His reasoning: Depth at forward (and that was before Eeli Tolvanen was claimed on waivers and Daniel Sprong was still working through the visa process). Multiple defensemen who are responsible at their own end and capable of pushing the offensive tempo, especially calling out the playoff pedigree of Justin Schultz. A full season of Matty Beniers.
All solid rationale. You can mix in Ron Francis making expansion draft choices that others may have questioned or glossed over: Vince Dunn's breakout season. The steady rise of Will Borgen from healthy scratch for the first half of 2021-22 to playing top-four minutes all second season long. Plus, Francis' signing the aforementioned Schultz plus Andre Burakovsky (leading scorer until his midseason injury) and Martin Jones (27 wins in goal).
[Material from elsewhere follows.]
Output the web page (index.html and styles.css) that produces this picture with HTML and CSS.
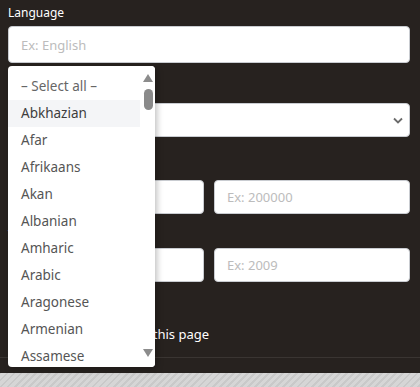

There's more, but there's no playoff berth without Dave Hakstol and his coaching staff. Hakstol will play it down but if Hakstol is not one of three finalists for the Jack Adams Award for NHL Coach of the Year, it's flat-out robbery. Hakstol's ability to juggle minutes of a forward group that was 14-strong (only 12 dress for games) has been impressive. He was comfortable enough in his leadership capabilities to welcome an NHL head coach and veteran of 1,200-plus NHL games, Dave Lowry, into the coaches' room with undeniable results on not only the penalty kill but overall team morale.